Fort Bragg’s Throckmorton Library celebrated the 100th birthday of its namesake in a ceremony Feb. 28.

Gen. John L. Throckmorton, a veteran of World War II, Korea, Vietnam and the Detroit riots, commanded both the 82nd Airborne Division and the XVIII Airborne Corps during his time at Fort Bragg. He later retired in Fayetteville after 38 years of service.

“The celebration of General Throckmorton’s 100th birthday was a great event because it reminded all of us about the sacrifices faced by General Throckmorton and his Family,” said Ray Lacey, director, Fort Bragg Family and Morale, Welfare and Recreation.

The low-key ceremony, attended by two of Throckmorton’s sons and their wives, Fort Bragg leadership and library patron featured some of the general’s uniforms, memorabilia, photographs, as well as the traditional birthday cake.

The Throckmorton Library was built in 1997, 11 years after Throckmorton’s death.
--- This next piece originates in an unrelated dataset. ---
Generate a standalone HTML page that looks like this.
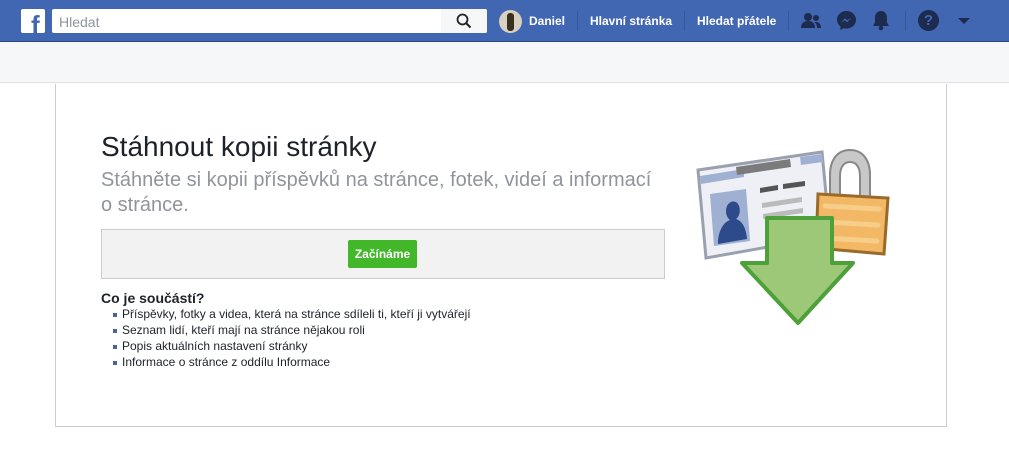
<!DOCTYPE html>
<html><head><meta charset="utf-8"><style>
*{margin:0;padding:0;box-sizing:border-box}
body{width:1009px;height:456px;background:#fff;font-family:"Liberation Sans",Arial,sans-serif;position:relative;overflow:hidden}
.hdr{position:absolute;left:0;top:0;width:1009px;height:42px;background:#4267b2;border-bottom:1px solid #29487d}
.a{position:absolute}
.nav{color:#fff;font-weight:bold;font-size:12px;top:14px}
.sep{position:absolute;top:11px;width:1px;height:20px;background:#365899}
.sub{position:absolute;left:0;top:42px;width:1009px;height:41px;background:#f6f7f9;border-bottom:1px solid #dddfe2}
.card{position:absolute;left:55px;top:84px;width:892px;height:343px;border:1px solid #ccc;border-top:none;background:#fff}
ul{list-style:none}
li{position:absolute;left:122px;font-size:12px;color:#1d2129}
li:before{content:"";position:absolute;left:-9px;top:6px;width:4px;height:4px;background:#4b6491}
</style></head><body>
<div class="hdr">
 <div class="a" style="left:21px;top:9px;width:24px;height:24px;background:#fff;border-radius:2px;overflow:hidden">
  <div class="a" style="left:10px;top:4px;font:bold 26px 'Liberation Sans';color:#4267b2;line-height:24px">f</div>
 </div>
 <div class="a" style="left:52px;top:9px;width:435px;height:24px;background:#fff;border-radius:2px"></div>
 <div class="a" style="left:441px;top:9px;width:46px;height:24px;background:#f6f7f9;border-radius:0 2px 2px 0"></div>
 <div class="a" style="left:59px;top:14px;font-size:14px;color:#90949c">Hledat</div>
 <svg class="a" style="left:456px;top:13px" width="16" height="16" viewBox="0 0 16 16"><circle cx="6.5" cy="6.5" r="5" fill="none" stroke="#1d2129" stroke-width="1.8"/><path d="M10 10l4.5 4.5" stroke="#1d2129" stroke-width="2"/></svg>
 <div class="a" style="left:499px;top:10px;width:23px;height:23px;border-radius:50%;background:#d8d0c0;overflow:hidden"><div class="a" style="left:8px;top:3px;width:7px;height:18px;background:#3a3020;border-radius:3px"></div></div>
 <div class="a nav" style="left:529px">Daniel</div>
 <div class="sep" style="left:577px"></div>
 <div class="a nav" style="left:590px">Hlavní stránka</div>
 <div class="sep" style="left:684px"></div>
 <div class="a nav" style="left:697px">Hledat přátele</div>
 <div class="sep" style="left:788px"></div>
 <svg class="a" style="left:800px;top:11px" width="22" height="20" viewBox="0 0 22 20"><circle cx="8" cy="6" r="4" fill="#1d2b4f"/><path d="M1 17c0-5 3-7 7-7s7 2 7 7z" fill="#1d2b4f"/><circle cx="16" cy="7" r="3" fill="#1d2b4f"/><path d="M16 11c3 0 5 2 5 6h-4c0-3-1-5-3-6z" fill="#1d2b4f"/></svg>
 <svg class="a" style="left:836px;top:10px" width="21" height="21" viewBox="0 0 21 21"><path d="M10.5 1C5 1 1 5 1 9.8c0 2.7 1.3 5 3.4 6.6V20l3.2-1.8c.9.3 1.9.4 2.9.4 5.5 0 9.5-4 9.5-8.8S16 1 10.5 1z" fill="#1d2b4f"/><path d="M5 12.5l4-4.3 2 2 4-2.2-4 4.3-2-2z" fill="#4267b2"/></svg>
 <svg class="a" style="left:872px;top:10px" width="18" height="21" viewBox="0 0 18 21"><path d="M9 1c-3.5 0-6 2.6-6 6.5v5L1 16h16l-2-3.5v-5C15 3.6 12.5 1 9 1z" fill="#1d2b4f"/><circle cx="9" cy="18" r="2.3" fill="#1d2b4f"/></svg>
 <div class="sep" style="left:905px"></div>
 <div class="a" style="left:918px;top:10px;width:21px;height:21px;border-radius:50%;background:#1d2b4f;color:#4267b2;font:bold 15px 'Liberation Sans';text-align:center;line-height:21px">?</div>
 <div class="a" style="left:958px;top:18px;width:0;height:0;border-left:6px solid transparent;border-right:6px solid transparent;border-top:6px solid #1d2b4f"></div>
</div>
<div class="sub"></div>
<div class="card"></div>
<div class="a" style="left:101px;top:131px;font-size:28px;color:#1d2129">Stáhnout kopii stránky</div>
<div class="a" style="left:101px;top:168px;width:560px;font-size:20px;line-height:25px;color:#90949c">Stáhněte si kopii příspěvků na stránce, fotek, videí a informací o stránce.</div>
<div class="a" style="left:101px;top:229px;width:564px;height:50px;background:#f2f2f2;border:1px solid #ccc"></div>
<div class="a" style="left:348px;top:240px;width:69px;height:28px;background:#42b72a;border-radius:2px;color:#fff;font:bold 12px 'Liberation Sans';text-align:center;line-height:28px">Začínáme</div>
<div class="a" style="left:101px;top:290px;font-size:14px;font-weight:bold;color:#1d2129">Co je součástí?</div>
<ul>
<li style="top:307px">Příspěvky, fotky a videa, která na stránce sdíleli ti, kteří ji vytvářejí</li>
<li style="top:323px">Seznam lidí, kteří mají na stránce nějakou roli</li>
<li style="top:339px">Popis aktuálních nastavení stránky</li>
<li style="top:355px">Informace o stránce z oddílu Informace</li>
</ul>
<svg class="a" style="left:680px;top:130px" width="220" height="210" viewBox="0 0 220 210">
 <path d="M18 40L142 22l8 84-124 22z" fill="#eef0f5" stroke="#9aa0ad" stroke-width="3"/>
 <path d="M20 46l44-7 0 8-43 7z" fill="#9fb0d3"/>
 <path d="M56 37l54-8 1 8-54 8z" fill="#7b7b7b"/>
 <path d="M120 27l22-3 1 8-22 3z" fill="#9fb0d3"/>
 <path d="M30 64l36-5 4 52-36 5z" fill="#9fb0d3"/>
 <path d="M38 114c0-14 6-22 12-24-4-3-5-9-3-14 3-6 10-6 12 0 2 5 0 11-3 13 6 2 10 8 11 20z" fill="#2d4a8a"/>
 <path d="M80 58l18-3v5l-18 3zM103 54l22-3v5l-22 3z" fill="#555"/>
 <path d="M82 73l40-6v5l-40 6zM83 84l40-6v5l-40 6z" fill="#bbb"/>
 <path d="M150 68V45c0-16 8-25 20-25s20 9 20 25v23h-10V46c0-9-4-14-10-14s-10 5-10 14v22z" fill="#c8c8c8" stroke="#888" stroke-width="2"/>
 <path d="M138 64l70 4-4 56-68-6z" fill="#f2b866" stroke="#9a6a2a" stroke-width="3"/>
 <path d="M145 76l54 3M144 92l54 3M143 108l54 3" stroke="#f7cd8a" stroke-width="5" stroke-linecap="round"/>
 <path d="M87 88h65v45h21l-55 60-56-60h25z" fill="#9dc878" stroke="#4ea03a" stroke-width="4" stroke-linejoin="round"/>
</svg>
</body></html>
It replaced the earlier post library on Macomb Street, near where the 82nd Sustainment Brigade’s post office now stands.

Since 1997, the library has evolved into a modern learning facility, featuring more than 100,000 volumes and offers many programs like an adult book club, teen events, youth story time and also features 75 common access card-enabled computers.

Public libraries, and the Throckmorton is a public library on post for the military community, were just beginning to increase their technological capabilities for their customers in 1997, said Julie C. Goyette, chief librarian, Throckmorton Library.

The post library isn’t just a place where patrons can come and check out a book, there are also computers, classes and community events.

“It’s a place to convene, it’s a physical place to be, so we’ve made some changes the last few years,” said Goyette. “We want people to come here and sit in comfortable chairs and chat, look at magazines, read newspapers — we want this to be a place where people want to be.”

One of the projects that the library is working on is keeping up-to-date with professional military reading lists and making more books available to patrons.

“If you come in and can’t find a book on your list, I want to know that,” said Goyette. “We’re all about customer suggestions.”

Besides serving its uniformed population and younger generations, there are two groups library leadership would like to target more — teens and adults.

“I would like to see more teens involved,” said Goyette. “It’s a tough group to reach out to. It’s almost as if you have to lure them in and hope that they come to you. I’d like to see more teens involved in the library. I would also like to see more adults taking part in the book clubs.”

English author Neil Gaiman once said: “Google can bring you back 100,000 answers. A librarian can bring you back the right one.”

Homework assistance is one of the many under-used services provided by the professional librarians at Throckmorton.

“We help with homework … we offer whatever assistance we can to the Soldier,” said Goyette.  If Soldiers are pressed for time they can call the library and tell them that they are working a paper on ‘x’ and that they need sources. The librarian can look for articles and email them if the Soldier is doing research. The Soldier can also use the library’s database page on the website, which is very helpful. Those are the kinds of things that people say ‘wow I didn’t even know you did this and it’s a huge help.’”

Even with the off-post county libraries and such places, for the Fort Bragg population, the Gen. John L. Throckmorton Library can be a necessary resource.